AV implementation is just one of many trends likely to affect future transport demands and costs, and therefore planning decisions, and not necessarily the most important. Its ultimate impacts depend on how it interacts with other trends, such as shifts from personal to shared vehicles. It is probably not a “game changer” during most of our professional lives, and is certainly not a “paradigm shift” since it does not fundamentally change how we define transport problems; rather, it reinforces existing automobile-oriented transport planning.

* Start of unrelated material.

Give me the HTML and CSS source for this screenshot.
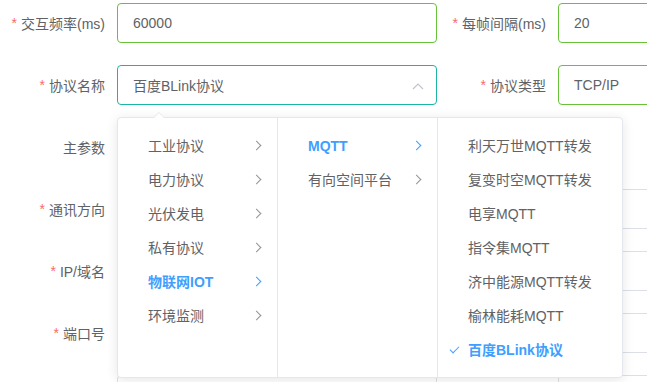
FILE: index.html
```html
<!DOCTYPE html>
<html lang="zh-CN">
<head>
    <meta charset="UTF-8">
    <meta name="viewport" content="width=device-width, initial-scale=1.0">
    <title>协议配置</title>
    <link rel="stylesheet" href="styles.css">
</head>
<body>

    <!-- 表单区域 -->
    <div class="form">
        <div class="row">
            <label class="lbl req">交互频率(ms)</label>
            <div class="input ok">60000</div>
            <label class="lbl req">每帧间隔(ms)</label>
            <div class="input ok">20</div>
        </div>
        <div class="row">
            <label class="lbl req">协议名称</label>
            <div class="input focus select">
                百度BLink协议
                <svg class="caret" width="12" height="8" viewBox="0 0 12 8"><path d="M1 7 L6 2 L11 7" fill="none" stroke="#c0c4cc" stroke-width="1.2"/></svg>
            </div>
            <label class="lbl req">协议类型</label>
            <div class="input ok">TCP/IP</div>
        </div>
        <div class="row">
            <label class="lbl">主参数</label>
            <div></div>
            <div></div>
            <div></div>
        </div>
        <div class="row">
            <label class="lbl req">通讯方向</label>
            <div class="input"></div>
            <div></div>
            <div class="input"></div>
        </div>
        <div class="row">
            <label class="lbl req">IP/域名</label>
            <div class="input"></div>
            <div></div>
            <div class="input"></div>
        </div>
        <div class="row">
            <label class="lbl req">端口号</label>
            <div class="input"></div>
            <div></div>
            <div class="input"></div>
        </div>
        <div class="row">
            <div></div>
            <div class="input"></div>
            <div></div>
            <div class="input"></div>
        </div>
    </div>

    <!-- 级联选择下拉面板 -->
    <div class="cascader-pop">
        <span class="pop-arrow"></span>
        <ul class="menu">
            <li class="node">工业协议<i class="chev"></i></li>
            <li class="node">电力协议<i class="chev"></i></li>
            <li class="node">光伏发电<i class="chev"></i></li>
            <li class="node">私有协议<i class="chev"></i></li>
            <li class="node active">物联网IOT<i class="chev"></i></li>
            <li class="node">环境监测<i class="chev"></i></li>
        </ul>
        <ul class="menu">
            <li class="node active">MQTT<i class="chev"></i></li>
            <li class="node">有向空间平台<i class="chev"></i></li>
        </ul>
        <ul class="menu wide">
            <li class="node">利天万世MQTT转发</li>
            <li class="node">复变时空MQTT转发</li>
            <li class="node">电享MQTT</li>
            <li class="node">指令集MQTT</li>
            <li class="node">济中能源MQTT转发</li>
            <li class="node">榆林能耗MQTT</li>
            <li class="node active checked">百度BLink协议</li>
        </ul>
    </div>

</body>
</html>
```

FILE: styles.css
```css
body {
    font-family: "Liberation Sans", "Noto Sans CJK SC", sans-serif;
    font-size: 14px;
    color: #606266;
    background-color: #ffffff;
    margin: 0;
    padding: 3px 0 0 0;
    width: 647px;
    height: 382px;
    overflow: hidden;
    position: relative;
}

.form {
    width: 1000px;
}

.row {
    display: grid;
    grid-template-columns: 117px 320px 121px 320px;
    height: 40px;
    margin-bottom: 22px;
}

.lbl {
    display: flex;
    align-items: center;
    justify-content: flex-end;
    padding-right: 12px;
    color: #606266;
}

.lbl.req::before {
    content: "*";
    color: #f56c6c;
    margin-right: 4px;
}

.input {
    box-sizing: border-box;
    height: 40px;
    border: 1px solid #dcdfe6;
    border-radius: 4px;
    padding: 0 15px;
    display: flex;
    align-items: center;
    color: #606266;
    position: relative;
}

.input.ok {
    border-color: #67c23a;
}

.input.focus {
    border-color: #1cb5a4;
}

.caret {
    position: absolute;
    right: 12px;
    top: 16px;
}

.cascader-pop {
    position: absolute;
    left: 117px;
    top: 117px;
    height: 261px;
    box-sizing: border-box;
    display: flex;
    background: #ffffff;
    border: 1px solid #e4e7ed;
    border-radius: 4px;
    box-shadow: 0 2px 12px rgba(0, 0, 0, 0.1);
}

.pop-arrow {
    position: absolute;
    left: 35px;
    top: -6px;
    width: 0;
    height: 0;
    border-left: 6px solid transparent;
    border-right: 6px solid transparent;
    border-bottom: 6px solid #e4e7ed;
}

.pop-arrow::after {
    content: "";
    position: absolute;
    left: -6px;
    top: 1px;
    border-left: 6px solid transparent;
    border-right: 6px solid transparent;
    border-bottom: 6px solid #ffffff;
}

.menu {
    list-style-type: none;
    margin: 0;
    padding: 11px 0;
    width: 160px;
    box-sizing: border-box;
    border-right: 1px solid #e4e7ed;
}

.menu.wide {
    width: 184px;
    border-right: none;
}

.node {
    position: relative;
    height: 34px;
    line-height: 34px;
    padding: 0 30px 0 30px;
    white-space: nowrap;
    color: #606266;
}

.node.active {
    color: #409eff;
    font-weight: bold;
}

.chev {
    position: absolute;
    right: 17px;
    top: 13px;
    width: 6px;
    height: 6px;
    border-top: 1px solid #909399;
    border-right: 1px solid #909399;
    transform: rotate(45deg);
}

.node.active .chev {
    border-color: #409eff;
}

.node.checked::before {
    content: "";
    position: absolute;
    left: 14px;
    top: 11px;
    width: 4px;
    height: 8px;
    border-right: 1px solid #409eff;
    border-bottom: 1px solid #409eff;
    transform: rotate(45deg);
}
```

An Analogy: Automated Banking Services

As an analogy, consider automated banking service trends. Personal computers first became available for purchase during the 1970s, the Internet became public during the 1980s, automated teller machines (ATMs) became common in the 1990s, most households were using the Internet for personal business activities by the 2000s, and for decades banks have encouraged customers to use central call centers rather than local offices to answer questions, yet these technologies have not eliminated the need for local banks with human tellers.

Automated banking can reduce the number of branch offices and employees, but customers often need to interact with human tellers due to personal preferences, and because it is often faster and less frustrating, and therefore more productive, than automated, Internet or telephone options. Automation has had evolutionary rather than revolutionary impacts on bank activities. Other trends – new banking services, changing regulations and new management practices – have equal or greater impacts on bank infrastructure planning.

AV implementation will probably follow similar patterns: deployment will take several decades, is unlikely to totally displace current technology, will have costs as well as benefits, and will only marginally affect infrastructure planning for the foreseeable future. It is one of several current trends likely to affect road, parking and transit demands, and these changes will probably occur gradually over several decades.